Penentu jalan menuju juara juga akan dialami Perancis dan Portugal. Mereka sudah tiga kali berduel di fase gugur Piala Eropa yang tercipta pada 1984, 2000, dan 2016. ”Les Bleus” meraih dua gelar juara pada Perancis 1984 dan Belgia-Belanda 2000 setelah menyingkirkan Portugal melalui pertarungan menembus masa tambahan waktu pada semifinal.
Sebaliknya, Portugal juga telah membalaskan dendam dua kekalahan itu di final Perancis 2016. Lewat gol tunggal penyerang pengganti, Eder, juga di masa tambahan waktu, Portugal merengkuh gelar turnamen mayor perdana dalam sejarah. Lebih indah lagi, tinta emas itu tertulis di Paris.
Melihat rekor dari tiga pertemuan terdahulu, kedua tim harus bersiap menjalani malam yang panjang di Hamburg. Sulit membayangkan pemenang dari pertemuan duo tim asal Eropa Barat itu ditentukan hanya dalam waktu 90 menit. Alhasil, pemenang duel dua raksasa itu adalah tim yang lebih tangguh secara fisik dan mental.
”Kami menunjukkan antusiasme besar untuk terus melaju, untuk bersenang-senang, dan memberikan kebahagiaan kepada suporter. Itu adalah bagian dari kehidupan kami,” ucap Cristiano Ronaldo, kapten Portugal, mengenai persiapan timnya menghadapi Perancis.
Lanjutkan kejutan
Di satu bagan fase gugur lain, Swiss menantang Inggris di Arena Merkuer Spiel, Duesseldorf, dan Turki menghadapi Belanda di Stadion Olimpiade, Berlin. Kedua laga itu berlangsung pada Sabtu (6/7/2024) waktu setempat.
Swiss dan Turki memiliki kesempatan emas untuk menembus final pertama Piala Eropa.
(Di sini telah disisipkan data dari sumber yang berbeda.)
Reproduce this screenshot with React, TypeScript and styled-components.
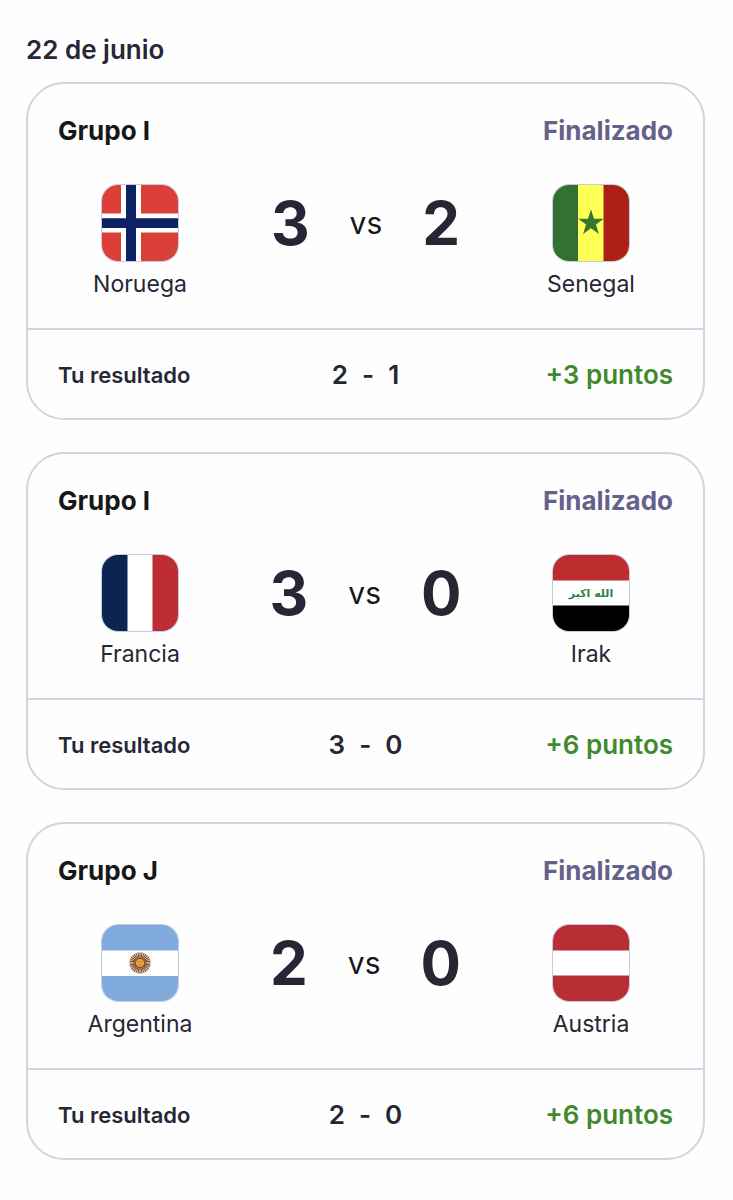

Performa terbaik Swiss tercipta pada Piala Eropa 2020 ketika menembus perempat final. Langkah mereka ke semifinal terhenti akibat kalah adu penalti dari Spanyol, tiga tahun lalu.
Berbeda dengan edisi 2020, Swiss jumpa dengan Inggris yang masih main angin-anginan dan membosankan hingga babak 16 besar. Peluang Swiss untuk menang amat terbuka. Berbeda dengan Inggris, tim berjuluk ”Nati” telah menampilkan harmoni skuad yang jauh lebih baik daripada Inggris.
Jangan lupakan pula kepemimpinan Granit Xhaka yang telah mengenal baik permainan Inggris. Selama tujuh musim, Xhaka berseragam Arsenal sebelum pindah ke Bundesliga bersama Bayer Leverkusen.
”Saya memiliki firasat bahwa perjalanan kami (di Piala Eropa 2024) belum akan berakhir,” ujar Xhaka terkait kans timnya kontra Inggris, seperti dikutip ESPN.
Sementara itu, Turki telah menjelma sebagai tim kuda hitam yang disegani di Jerman 2024. Bersama juru taktik asal Italia, Vincenzo Montella, Turki menampilkan permainan atraktif dan menyerang. Hal itu ditunjukkan Turki ketika mengalahkan Austria di perdelapan final.
Meskipun tidak diunggulkan, Turki menyingkirkan juara Grup C itu dengan skor 2-1 selama 90 menit. Itu adalah kemenangan pertama Turki dalam waktu normal di fase gugur turnamen mayor.
Di perempat final, Turki akan menghadapi Belanda yang ditumbangkan Austria pada laga pamungkas penyisihan. Dengan kondisi itu, skuad ”Ay-Yildizlilar” memiliki kepercayaan diri untuk menyamai capaian di edisi 2008 ketika menembus babak semifinal, bahkan berpeluang lolos ke final untuk kali pertama.
Dengan dukungan lebih dari 2 juta diaspora Turki di Jerman, maka Arda Guler dan kawan-kawan memiliki modal dukungan dari suporter yang membuat mereka seakan main di negara sendiri.
”Saya sangat bersemangat bermain di Berlin di hadapan pendukung kami. Belanda, tentu, lawan yang sangat sulit, tetapi percaya kepada kemampuan kami dan amat berambisi pula melaju ke babak selanjutnya,” tutur Guler dilansir laman UEFA.